4)Beer prices here are atrocious. For starters, at the majority of the liquor stores in the city you can’t get most of the beers in anything larger than a 6-pack. Maybe it’s just a North American thing, but isn’t it easier to buy beer in cases of 24 or 30? Generally for an average lower-priced beer it costs about $16 for 6 beers. If they are available in 24s, the cheapest you are generally going to find them for is about $46. True fact: I was at the store tonight and observed that a 6-pack of Corona costs about $25. Shit, for that price they should include a high-class hooker that cuts your lemon wedges in a thong bikini and gets them into the bottle using only her tongue with her hands tied behind her back.
5)In relation to the above fact, I have noticed that I am starting to get fat. I am not sure how this is, as I walk everywhere and generally heal-toe it a few kilometers per day. I am developing what the mean kids in school used to call “bitch tits”. Guess I better stop eating tacos for dinner every other night. Yeah, that and stop drinking.

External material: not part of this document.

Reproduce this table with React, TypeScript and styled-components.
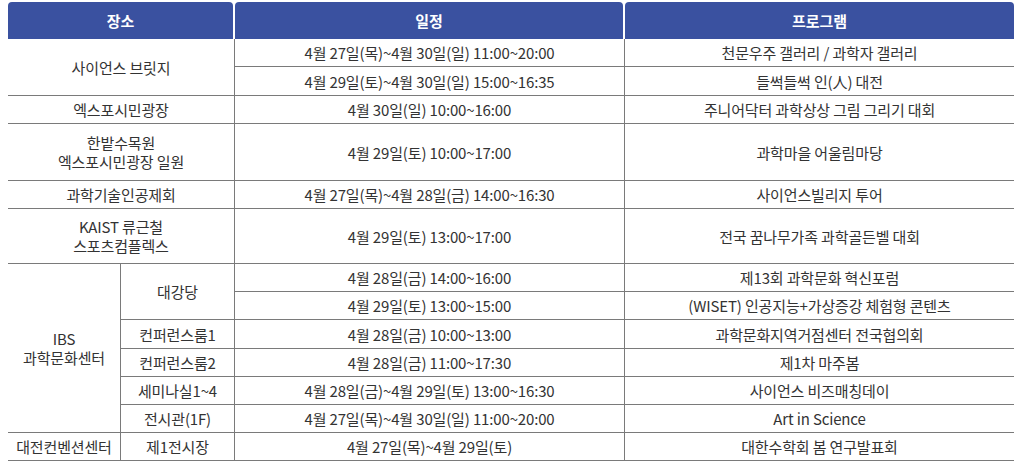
import React from "react";
import styled, { createGlobalStyle } from "styled-components";

const GlobalStyle = createGlobalStyle`
  body {
    margin: 0;
    background: #fff;
    font-family: "Noto Sans CJK KR", "Noto Sans", sans-serif;
  }
`;

interface Cell {
  text: string;
  row: string;
  col: string;
}

// 장소 / 세부 장소 / 일정 / 프로그램
const cells: Cell[] = [
  { text: "사이언스 브릿지", row: "2 / 4", col: "1 / 3" },
  { text: "4월 27일(목)~4월 30일(일) 11:00~20:00", row: "2", col: "3" },
  { text: "천문우주 갤러리 / 과학자 갤러리", row: "2", col: "4" },
  { text: "4월 29일(토)~4월 30일(일) 15:00~16:35", row: "3", col: "3" },
  { text: "들썩들썩 인(人) 대전", row: "3", col: "4" },
  { text: "엑스포시민광장", row: "4", col: "1 / 3" },
  { text: "4월 30일(일) 10:00~16:00", row: "4", col: "3" },
  { text: "주니어닥터 과학상상 그림 그리기 대회", row: "4", col: "4" },
  { text: "한밭수목원\n엑스포시민광장 일원", row: "5", col: "1 / 3" },
  { text: "4월 29일(토) 10:00~17:00", row: "5", col: "3" },
  { text: "과학마을 어울림마당", row: "5", col: "4" },
  { text: "과학기술인공제회", row: "6", col: "1 / 3" },
  { text: "4월 27일(목)~4월 28일(금) 14:00~16:30", row: "6", col: "3" },
  { text: "사이언스빌리지 투어", row: "6", col: "4" },
  { text: "KAIST 류근철\n스포츠컴플렉스", row: "7", col: "1 / 3" },
  { text: "4월 29일(토) 13:00~17:00", row: "7", col: "3" },
  { text: "전국 꿈나무가족 과학골든벨 대회", row: "7", col: "4" },
  { text: "IBS\n과학문화센터", row: "8 / 14", col: "1" },
  { text: "대강당", row: "8 / 10", col: "2" },
  { text: "4월 28일(금) 14:00~16:00", row: "8", col: "3" },
  { text: "제13회 과학문화 혁신포럼", row: "8", col: "4" },
  { text: "4월 29일(토) 13:00~15:00", row: "9", col: "3" },
  { text: "(WISET) 인공지능+가상증강 체험형 콘텐츠", row: "9", col: "4" },
  { text: "컨퍼런스룸1", row: "10", col: "2" },
  { text: "4월 28일(금) 10:00~13:00", row: "10", col: "3" },
  { text: "과학문화지역거점센터 전국협의회", row: "10", col: "4" },
  { text: "컨퍼런스룸2", row: "11", col: "2" },
  { text: "4월 28일(금) 11:00~17:30", row: "11", col: "3" },
  { text: "제1차 마주봄", row: "11", col: "4" },
  { text: "세미나실1~4", row: "12", col: "2" },
  { text: "4월 28일(금)~4월 29일(토) 13:00~16:30", row: "12", col: "3" },
  { text: "사이언스 비즈매칭데이", row: "12", col: "4" },
  { text: "전시관(1F)", row: "13", col: "2" },
  { text: "4월 27일(목)~4월 30일(일) 11:00~20:00", row: "13", col: "3" },
  { text: "Art in Science", row: "13", col: "4" },
  { text: "대전컨벤션센터", row: "14", col: "1" },
  { text: "제1전시장", row: "14", col: "2" },
  { text: "4월 27일(목)~4월 29일(토)", row: "14", col: "3" },
  { text: "대한수학회 봄 연구발표회", row: "14", col: "4" },
];

const App = () => {
  return (
    <Page>
      <GlobalStyle />
      <Table>
        <HeadCell $col="1 / 3">장소</HeadCell>
        <HeadCell $col="3">일정</HeadCell>
        <HeadCell $col="4" $last>
          프로그램
        </HeadCell>
        {cells.map((cell, index) => (
          <BodyCell
            key={index}
            $row={cell.row}
            $col={cell.col}
            $last={cell.col === "4"}
          >
            {cell.text}
          </BodyCell>
        ))}
      </Table>
    </Page>
  );
};

const Page = styled.div`
  padding: 2px 14px 0 8px;
`;

const Table = styled.div`
  display: grid;
  grid-template-columns: 113px 114px 390px 389px;
  grid-template-rows: 37px 28px 29px 28px 57px 28px 55px 28px 28px 29px 28px 28px 28px 28px;
  width: 1006px;
`;

const HeadCell = styled.div<{ $col: string; $last?: boolean }>`
  grid-row: 1;
  grid-column: ${({ $col }) => $col};
  margin-right: ${({ $last }) => ($last ? "0" : "2px")};
  display: flex;
  align-items: center;
  justify-content: center;
  background-color: #3a51a0;
  border-radius: 4px 4px 0 0;
  color: #fff;
  font-size: 15px;
  font-weight: 700;
`;

const BodyCell = styled.div<{ $row: string; $col: string; $last: boolean }>`
  grid-row: ${({ $row }) => $row};
  grid-column: ${({ $col }) => $col};
  display: flex;
  align-items: center;
  justify-content: center;
  text-align: center;
  white-space: pre-line;
  border-bottom: 1px solid #7a7a7a;
  border-right: ${({ $last }) => ($last ? "none" : "1px solid #7a7a7a")};
  color: #333;
  font-size: 15px;
  line-height: 19px;
  letter-spacing: -0.15px;
`;

export default App;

Might adopt a little African orphan while I’m at it.
6)Having travelled to a variety of large cities both in North America and Europe, I have seen my fair share of homeless-people-with-crazy-drug-dependencies-who-need-to-groom-and-smell-like-my-sister’s-feet, but Melbourne takes the cake. The homeless people here seem to be just fucked right of their tree for the most part and often provide Leeanna and I with some humor/fright on our walks later in the evening. My personal favorite was the other night in Hungry Jack’s. The one homeless dude who smelled like a defecated on raccoon had a green toenail that had to be about 3-inches long. On top of this, he could barely stand-up and right after he got his burger went out and took a snooze on the sidewalk.
7)Television has become a large part of my life due to all my free time. As previously mentioned (even though no one reads this), we only get four channels so I have had time to observe the same shows over and over. One weird thing is how all the big morning shows intersperse infomercials with their regular programming. It’s like watching Good Morning America or Canada AM with 50% of the show talking about the Sham-Wow and Snuggies. This can be super-irritating when you’re trying to consume your Coco Puffs and OJ. Also, the number of wildlife shows on TV here is simply staggering. Needless to say, I am very well informed on such things as emus and rare mountain kangaroos. If anyone wants to know what to do when your pet koala has cancer I can direct you to a good vet. Lastly on the tele front, some shows I have rather started to enjoy that I wasn’t into that much before I left home include Californication, Parks and Recreation, The Office, and How I Met Your Mother. The ladder is a really big hit with me and the lady friend.
8)And one final note: I cannot get over how many Asians there are in Melbourne! I don’t mean this in a racist way, just more of a shocked kind of way. The Chinese and Indian communities here are borderline overwhelming. I don’t think there is a non-Chinese student in any of the universities in the city center. In fact, when we went to the movies last night, I was half expecting them to start dubbing it in Mandarin. What, I’m just sayin’! On that note, if there are any big-time fans of Indian or Chinese cuisine, this is a must visit city for you. Or if you’re lazy, you can just take a walk a through my apartment building and get all the smells from Beijing to New Delhi.